_Material provided_:
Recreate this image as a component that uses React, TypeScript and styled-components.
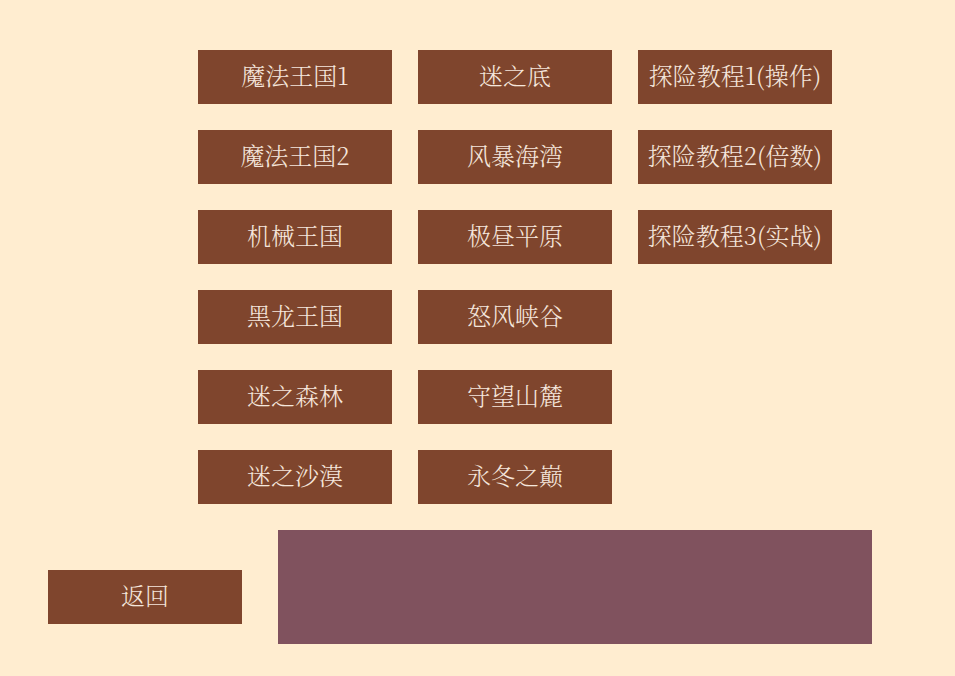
import styled, { createGlobalStyle } from 'styled-components';

const GlobalStyle = createGlobalStyle`
  html, body {
    margin: 0;
    padding: 0;
    background: #ffedd0;
  }
  body {
    font-family: "Noto Sans CJK SC", serif;
  }
`;

const columns: string[][] = [
  ['魔法王国1', '魔法王国2', '机械王国', '黑龙王国', '迷之森林', '迷之沙漠'],
  ['迷之底', '风暴海湾', '极昼平原', '怒风峡谷', '守望山麓', '永冬之巅'],
  ['探险教程1(操作)', '探险教程2(倍数)', '探险教程3(实战)'],
];

const App = () => {
  return (
    <Page>
      <GlobalStyle />
      <LevelGrid>
        {columns.map((col, i) => (
          <Column key={i}>
            {col.map((name) => (
              <LevelButton key={name} type='button'>
                {name}
              </LevelButton>
            ))}
          </Column>
        ))}
      </LevelGrid>
      <BottomRow>
        <BackButton type='button'>返回</BackButton>
        <InfoPanel />
      </BottomRow>
    </Page>
  );
};

export default App;

const Page = styled.div`
  width: 955px;
  height: 676px;
  padding: 50px 0 0 48px;
  box-sizing: border-box;
  background: #ffedd0;
`;

const LevelGrid = styled.div`
  display: flex;
  gap: 26px;
  margin-left: 150px;
`;

const Column = styled.div`
  display: flex;
  flex-direction: column;
  gap: 26px;
`;

const LevelButton = styled.button`
  width: 194px;
  height: 54px;
  border: none;
  padding: 0 0 5px;
  background: #7f452d;
  color: #f5e6dc;
  font-family: "Noto Serif CJK SC", "Noto Sans CJK SC", serif;
  font-size: 24px;
  font-weight: 300;
  line-height: 1;
  white-space: nowrap;
  cursor: pointer;
`;

const BackButton = styled(LevelButton)`
  margin-top: 40px;
`;

const BottomRow = styled.div`
  display: flex;
  align-items: flex-start;
  gap: 36px;
  margin-top: 26px;
`;

const InfoPanel = styled.div`
  width: 594px;
  height: 114px;
  background: #80525e;
`;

_The task_:
Starting at the first line of the material, output exactly the lines up to and including the one with "export default App;". Do not include the pictures.

_Reply to the task_:
Recreate this image as a component that uses React, TypeScript and styled-components.
import styled, { createGlobalStyle } from 'styled-components';

const GlobalStyle = createGlobalStyle`
  html, body {
    margin: 0;
    padding: 0;
    background: #ffedd0;
  }
  body {
    font-family: "Noto Sans CJK SC", serif;
  }
`;

const columns: string[][] = [
  ['魔法王国1', '魔法王国2', '机械王国', '黑龙王国', '迷之森林', '迷之沙漠'],
  ['迷之底', '风暴海湾', '极昼平原', '怒风峡谷', '守望山麓', '永冬之巅'],
  ['探险教程1(操作)', '探险教程2(倍数)', '探险教程3(实战)'],
];

const App = () => {
  return (
    <Page>
      <GlobalStyle />
      <LevelGrid>
        {columns.map((col, i) => (
          <Column key={i}>
            {col.map((name) => (
              <LevelButton key={name} type='button'>
                {name}
              </LevelButton>
            ))}
          </Column>
        ))}
      </LevelGrid>
      <BottomRow>
        <BackButton type='button'>返回</BackButton>
        <InfoPanel />
      </BottomRow>
    </Page>
  );
};

export default App;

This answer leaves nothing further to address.